Ferrari et le principe de spécialité du droit des marques
Le droit des marques est régi par le principe de spécialité.
Ceci signifie qu’une marque ne vaut que pour les produits et services pour lesquels elle a été enregistrée.
Il existe, bien sûr, des nuances et des exceptions (à ce sujet, je vous renvoie ici) ; mais le principe de spécialité est la règle.
En regardant la série “Drive to Survive”, dédiée à la Formule 1, sur Netflix, je me suis rendu compte que la marque “Ferrari” était un excellent exemple pour illustrer le principe de spécialité.
Ferrari est, bien entendu, la très célèbre marque de voitures de sport et de luxe (qui participe, au demeurant, à de nombreuses compétitions automobiles, dont le championnat du monde de Formule 1).
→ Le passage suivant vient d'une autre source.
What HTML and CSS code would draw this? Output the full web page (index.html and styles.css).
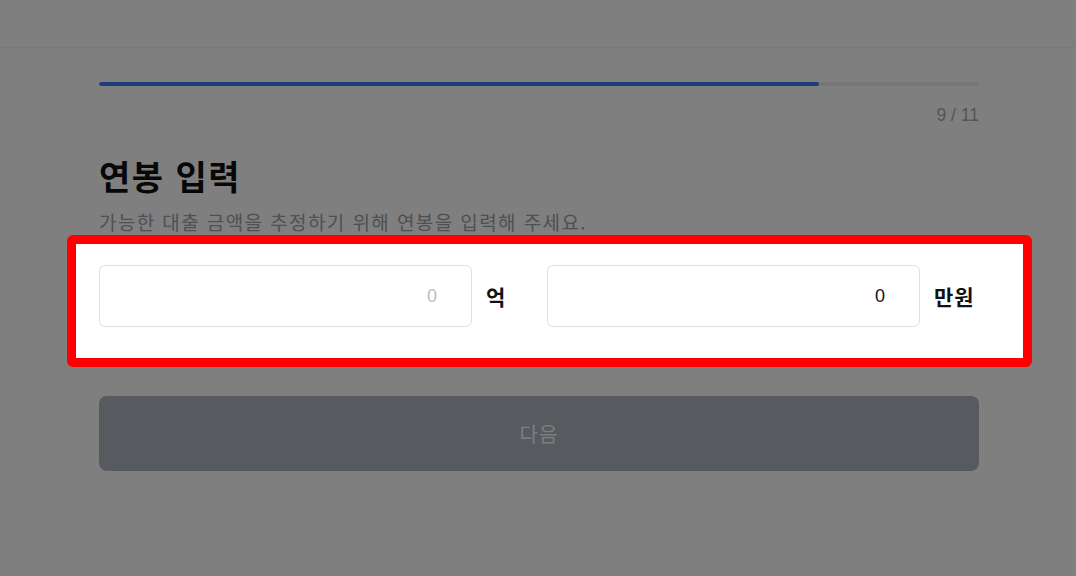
FILE: index.html
```html
<!DOCTYPE html>
<html lang="ko">
<head>
<meta charset="utf-8">
<title>연봉 입력</title>
<link rel="stylesheet" href="styles.css">
</head>
<body>
<header class="topbar"></header>
<main class="page">
  <div class="progress"><div class="progress-fill" style="width: 81.8%"></div></div>
  <div class="step-count">9 / 11</div>
  <h1 class="title">연봉 입력</h1>
  <p class="subtitle">가능한 대출 금액을 추정하기 위해 연봉을 입력해 주세요.</p>
  <section class="spotlight">
    <div class="amount-row">
      <label class="amount-group">
        <input class="amount-input" type="text" placeholder="0">
        <span class="amount-unit">억</span>
      </label>
      <label class="amount-group">
        <input class="amount-input" type="text" value="0">
        <span class="amount-unit">만원</span>
      </label>
    </div>
  </section>
  <button class="next-btn" type="button" disabled>다음</button>
</main>
<div class="dim"></div>
</body>
</html>
```
FILE: styles.css
```css
* { box-sizing: border-box; }

html, body {
  margin: 0;
  padding: 0;
  background: #ffffff;
  font-family: "Noto Sans CJK KR", "Noto Sans", sans-serif;
  color: #111111;
}

.topbar {
  height: 48px;
  border-bottom: 1px solid #f2f2f2;
}

.page {
  width: 880px;
  margin-left: calc(50% - 439px);
  padding-top: 34px;
}

.progress {
  height: 4px;
  border-radius: 2px;
  background: #ececec;
  overflow: hidden;
}

.progress-fill {
  height: 100%;
  background: #4275fa;
  border-radius: 2px;
}

.step-count {
  margin-top: 19px;
  text-align: right;
  font-family: "Liberation Sans", Arial, sans-serif;
  font-size: 17.5px;
  line-height: 20px;
  color: #aaaaaa;
}

.title {
  margin: 31px 0 0;
  font-size: 34px;
  line-height: 40px;
  font-weight: 700;
  letter-spacing: 1.5px;
  color: #111111;
}

.subtitle {
  margin: 13px 0 0;
  font-size: 19px;
  line-height: 26px;
  letter-spacing: 1.4px;
  color: #9aa0aa;
}

.spotlight {
  position: relative;
  z-index: 20;
  margin: 0 -53px 0 -32px;
  padding: 21px 44px 31px 23px;
  background: #ffffff;
  border: 9px solid #ff0000;
  border-radius: 6px;
}

.amount-row {
  display: grid;
  grid-template-columns: 1fr 1fr;
  column-gap: 16px;
}

.amount-group {
  display: grid;
  grid-template-columns: 1fr 45px;
  column-gap: 14px;
  align-items: center;
}

.amount-input {
  width: 100%;
  height: 62px;
  margin: 0;
  padding: 0 34px 0 16px;
  border: 1px solid #dedede;
  border-radius: 6px;
  background: #ffffff;
  font-family: "Liberation Sans", Arial, sans-serif;
  font-size: 18px;
  color: #111111;
  text-align: right;
  outline: none;
}

.amount-input::placeholder {
  color: #b9bdc4;
}

.amount-unit {
  font-size: 21px;
  font-weight: 700;
  letter-spacing: 1px;
  color: #111111;
  white-space: nowrap;
}

.next-btn {
  display: block;
  width: 100%;
  height: 75px;
  margin-top: 29px;
  border: 0;
  border-radius: 8px;
  background: #aeb4bd;
  color: #fafcff;
  font-family: "Noto Sans CJK KR", "Noto Sans", sans-serif;
  font-size: 20px;
  letter-spacing: 1px;
}

.dim {
  position: fixed;
  inset: 0;
  z-index: 10;
  background: rgba(0, 0, 0, 0.5);
}
```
Je parle ici de la marque au cheval cabré.
Mais Ferrari est aussi une marque de vin mousseux, qui est devenue, en 2021, le fournisseur officiel de la Formule 1 pour ses podiums.
Il y a donc deux “Ferrari” en Formule 1 : la marque de voitures et la marque de vins mousseux.
Or, ces deux marques sont indépendantes l’une de l’autre.
Elles appartiennent à deux entreprises différentes :
- Ferrari S.p.A. détient la marque de voitures (créée par Enzo Ferrari, surnommé “Il Commendatore”).
- Ferrari F.lli Lunelli S.p.A détient la marque de vin mousseux (créée par Giulio Ferrari, qui a voulu produire un vin mousseux italien capable de rivaliser avec les meilleurs champagnes).
Eh bien, c’est exactement cela le principe de spécialité du droit des marques !
Ferrari S.p.A. a déposé sa marque en rapport avec des voitures, ce qui n’empêche pas une autre entreprise, Ferrari F.lli Lunelli S.p.A, de fabriquer et de commercialiser du vin mousseux sous le même nom (la même marque), car des voitures n’ont rien à voir avec du vin mousseux.
Une coexistence de la même marque, exploitée par deux entreprises différentes, pour des produits différents, est donc possible ; car la protection qui découle d’une marque enregistrée est limitée aux produits et services tels que visés par le dépôt (en ce compris, les produits et services similaires ; mais ici, les voitures et le vin mousseux ne sont pas similaires, même à un faible degré).
En conclusion, il ne faut pas confondre les deux marques “Ferrari”, qui coexistent légalement et qui illustrent à merveille le principe de spécialité qui régit le droit des marques.
Le lecteur attentif se rendra, d’ailleurs, compte en effectuant des recherches dans les registres de marques qu’il existe quantité d’autres marques “Ferrari” ; dont par exemple la marque “Ferrari”, appartenant à une société française, enregistrée pour des bâches, filets, sacs pour emballage, tentes, voiles, matières textiles, tissus, étoffes, etc. Voilà encore une illustration du principe de spécialité.